-- YOUR GOAL --
Write out the full listing exactly as given, minus the images.
--- START OF GIVEN DATA ---
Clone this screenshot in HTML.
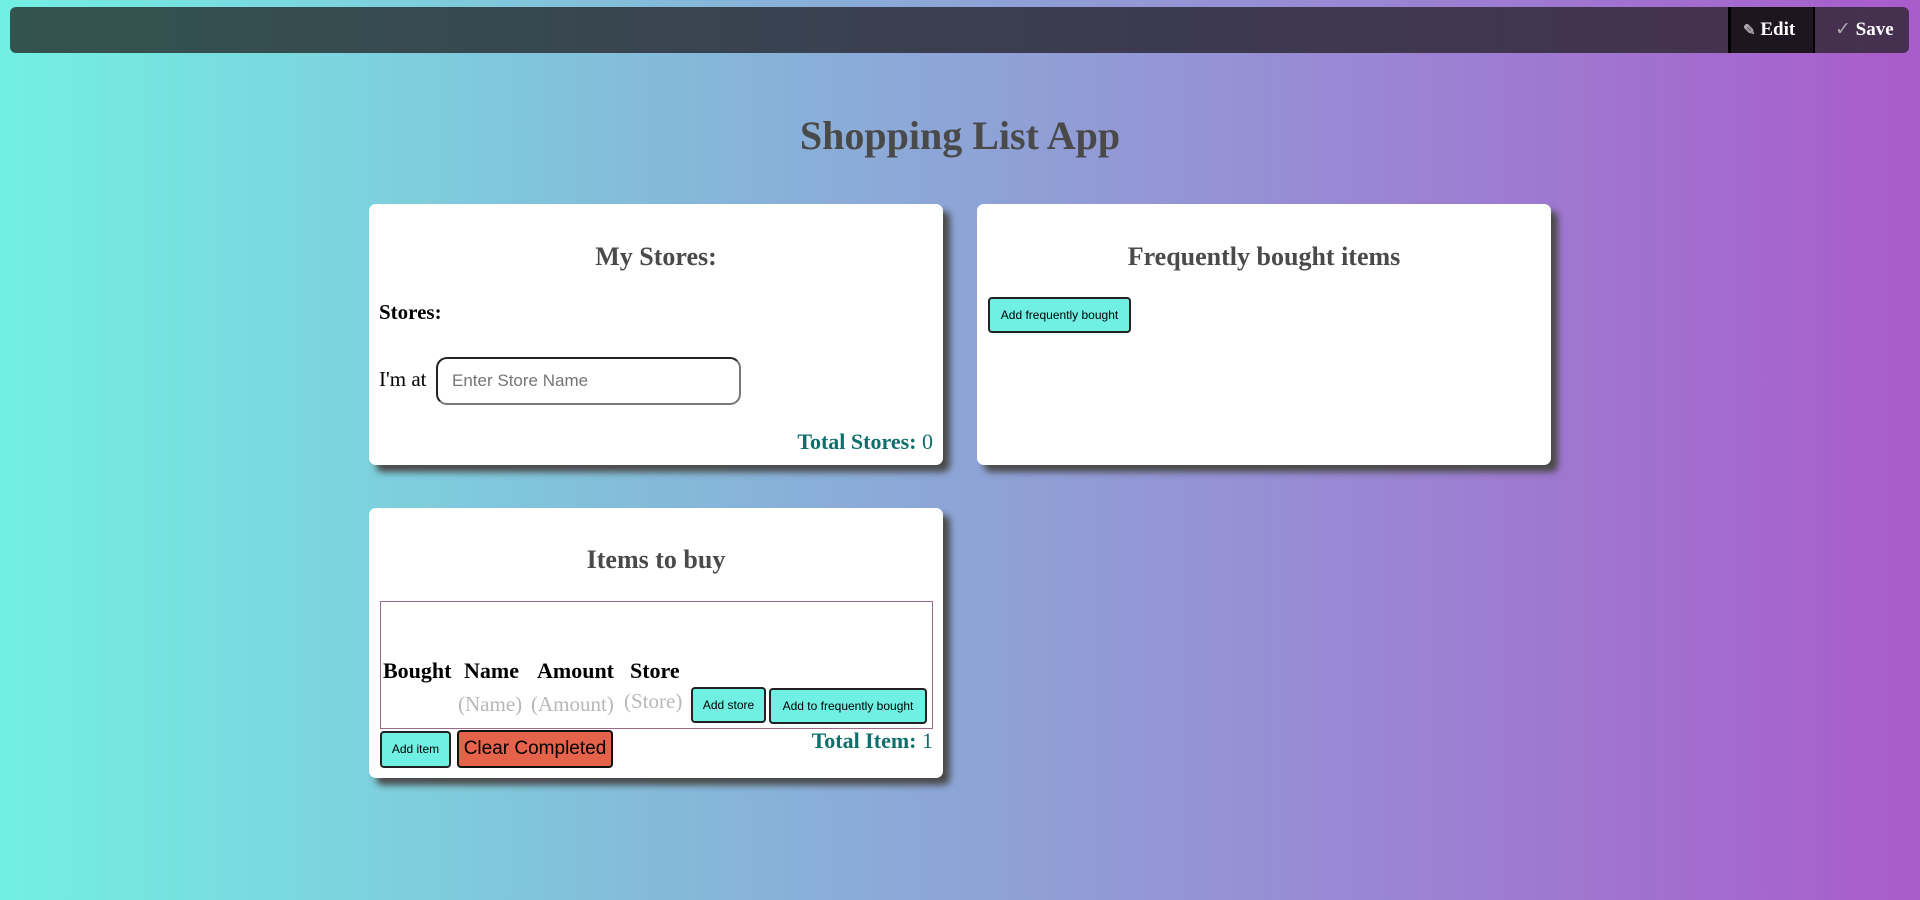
<!DOCTYPE html>
<html><head><meta charset="utf-8"><style>
*{box-sizing:border-box}
body{margin:0;width:1920px;height:900px;overflow:hidden;background:linear-gradient(90deg,#72efe3 0%,#85b9d9 35%,#9690d5 65%,#a95bcb 100%);font-family:"Liberation Serif",serif;position:relative}
.nav{position:absolute;left:10px;top:7px;width:1899px;height:46px;border-radius:6px;background:linear-gradient(90deg,#33534f,#3c3a50 60%,#46304f)}
.edit{position:absolute;left:1718px;top:0;width:87px;height:46px;background:#1d1620;border-left:3px solid #000;border-right:2px solid #000;color:#fff;font-weight:bold;font-size:19px;line-height:46px;padding-left:12px}
.save{position:absolute;left:1805px;top:0;width:94px;height:46px;color:#fff;font-weight:bold;font-size:19px;line-height:46px;padding-left:20px}
h1{position:absolute;top:110px;left:0;width:1920px;margin:0;text-align:center;font-size:40px;color:#4a4a4a;line-height:52px}
.card{position:absolute;background:#fff;border-radius:7px;box-shadow:7px 7px 7px #4a4a4a}
.h2{position:absolute;left:0;width:100%;text-align:center;font-weight:bold;font-size:26px;color:#4a4a4a}
.btn{position:absolute;background:#6ff0e3;border:2px solid #222;border-radius:4px;font-family:"Liberation Sans",sans-serif;font-size:12px;color:#000;text-align:center}
.teal{color:#0e6f6d;font-size:22px;position:absolute}
.ph{color:#b8b8b8;font-size:21px;position:absolute;top:0}
.th{position:absolute;top:150px;font-weight:bold;font-size:22px}
</style></head><body>
<div class="nav">
<div class="edit"><span style="color:#aaa;font-size:15px">✎</span> Edit</div>
<div class="save"><span style="color:#aaa;font-weight:normal">✓</span> Save</div>
</div>
<h1>Shopping List App</h1>

<div class="card" style="left:369px;top:204px;width:574px;height:261px">
<div class="h2" style="top:38px">My Stores:</div>
<div style="position:absolute;left:10px;top:96px;font-weight:bold;font-size:21px">Stores:</div>
<div style="position:absolute;left:10px;top:163px;font-size:21px">I'm at</div>
<div style="position:absolute;left:67px;top:153px;width:305px;height:48px;border:2px solid #222;border-bottom-color:#777;border-right-color:#777;border-radius:11px;font-family:'Liberation Sans',sans-serif;font-size:17px;color:#757575;padding:12px 0 0 14px">Enter Store Name</div>
<div class="teal" style="right:10px;top:225px"><b>Total Stores:</b> 0</div>
</div>

<div class="card" style="left:977px;top:204px;width:574px;height:261px">
<div class="h2" style="top:38px">Frequently bought items</div>
<div class="btn" style="left:11px;top:93px;width:143px;height:36px;line-height:32px">Add frequently bought</div>
</div>

<div class="card" style="left:369px;top:508px;width:574px;height:270px">
<div class="h2" style="top:37px">Items to buy</div>
<div style="position:absolute;left:11px;top:93px;width:553px;height:128px;border:1px solid #9a6a86"></div>
<div class="th" style="left:14px">Bought</div>
<div class="th" style="left:95px">Name</div>
<div class="th" style="left:168px">Amount</div>
<div class="th" style="left:261px">Store</div>
<div style="position:absolute;left:0;top:184px;width:400px;height:30px">
<span class="ph" style="left:89px">(Name)</span><span class="ph" style="left:162px">(Amount)</span><span class="ph" style="left:255px;top:-3px">(Store)</span></div>
<div class="btn" style="left:322px;top:179px;width:75px;height:36px;line-height:32px">Add store</div>
<div class="btn" style="left:400px;top:180px;width:158px;height:36px;line-height:32px">Add to frequently bought</div>
<div class="btn" style="left:11px;top:223px;width:71px;height:37px;line-height:33px">Add item</div>
<div class="btn" style="left:88px;top:222px;width:156px;height:38px;line-height:33px;background:#e5634b;font-size:19px;border-color:#111">Clear Completed</div>
<div class="teal" style="right:10px;top:220px"><b>Total Item:</b> 1</div>
</div>
</body></html>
--- END OF GIVEN DATA ---
-- WRITTEN SOLUTION --
Clone this screenshot in HTML.
<!DOCTYPE html>
<html><head><meta charset="utf-8"><style>
*{box-sizing:border-box}
body{margin:0;width:1920px;height:900px;overflow:hidden;background:linear-gradient(90deg,#72efe3 0%,#85b9d9 35%,#9690d5 65%,#a95bcb 100%);font-family:"Liberation Serif",serif;position:relative}
.nav{position:absolute;left:10px;top:7px;width:1899px;height:46px;border-radius:6px;background:linear-gradient(90deg,#33534f,#3c3a50 60%,#46304f)}
.edit{position:absolute;left:1718px;top:0;width:87px;height:46px;background:#1d1620;border-left:3px solid #000;border-right:2px solid #000;color:#fff;font-weight:bold;font-size:19px;line-height:46px;padding-left:12px}
.save{position:absolute;left:1805px;top:0;width:94px;height:46px;color:#fff;font-weight:bold;font-size:19px;line-height:46px;padding-left:20px}
h1{position:absolute;top:110px;left:0;width:1920px;margin:0;text-align:center;font-size:40px;color:#4a4a4a;line-height:52px}
.card{position:absolute;background:#fff;border-radius:7px;box-shadow:7px 7px 7px #4a4a4a}
.h2{position:absolute;left:0;width:100%;text-align:center;font-weight:bold;font-size:26px;color:#4a4a4a}
.btn{position:absolute;background:#6ff0e3;border:2px solid #222;border-radius:4px;font-family:"Liberation Sans",sans-serif;font-size:12px;color:#000;text-align:center}
.teal{color:#0e6f6d;font-size:22px;position:absolute}
.ph{color:#b8b8b8;font-size:21px;position:absolute;top:0}
.th{position:absolute;top:150px;font-weight:bold;font-size:22px}
</style></head><body>
<div class="nav">
<div class="edit"><span style="color:#aaa;font-size:15px">✎</span> Edit</div>
<div class="save"><span style="color:#aaa;font-weight:normal">✓</span> Save</div>
</div>
<h1>Shopping List App</h1>

<div class="card" style="left:369px;top:204px;width:574px;height:261px">
<div class="h2" style="top:38px">My Stores:</div>
<div style="position:absolute;left:10px;top:96px;font-weight:bold;font-size:21px">Stores:</div>
<div style="position:absolute;left:10px;top:163px;font-size:21px">I'm at</div>
<div style="position:absolute;left:67px;top:153px;width:305px;height:48px;border:2px solid #222;border-bottom-color:#777;border-right-color:#777;border-radius:11px;font-family:'Liberation Sans',sans-serif;font-size:17px;color:#757575;padding:12px 0 0 14px">Enter Store Name</div>
<div class="teal" style="right:10px;top:225px"><b>Total Stores:</b> 0</div>
</div>

<div class="card" style="left:977px;top:204px;width:574px;height:261px">
<div class="h2" style="top:38px">Frequently bought items</div>
<div class="btn" style="left:11px;top:93px;width:143px;height:36px;line-height:32px">Add frequently bought</div>
</div>

<div class="card" style="left:369px;top:508px;width:574px;height:270px">
<div class="h2" style="top:37px">Items to buy</div>
<div style="position:absolute;left:11px;top:93px;width:553px;height:128px;border:1px solid #9a6a86"></div>
<div class="th" style="left:14px">Bought</div>
<div class="th" style="left:95px">Name</div>
<div class="th" style="left:168px">Amount</div>
<div class="th" style="left:261px">Store</div>
<div style="position:absolute;left:0;top:184px;width:400px;height:30px">
<span class="ph" style="left:89px">(Name)</span><span class="ph" style="left:162px">(Amount)</span><span class="ph" style="left:255px;top:-3px">(Store)</span></div>
<div class="btn" style="left:322px;top:179px;width:75px;height:36px;line-height:32px">Add store</div>
<div class="btn" style="left:400px;top:180px;width:158px;height:36px;line-height:32px">Add to frequently bought</div>
<div class="btn" style="left:11px;top:223px;width:71px;height:37px;line-height:33px">Add item</div>
<div class="btn" style="left:88px;top:222px;width:156px;height:38px;line-height:33px;background:#e5634b;font-size:19px;border-color:#111">Clear Completed</div>
<div class="teal" style="right:10px;top:220px"><b>Total Item:</b> 1</div>
</div>
</body></html>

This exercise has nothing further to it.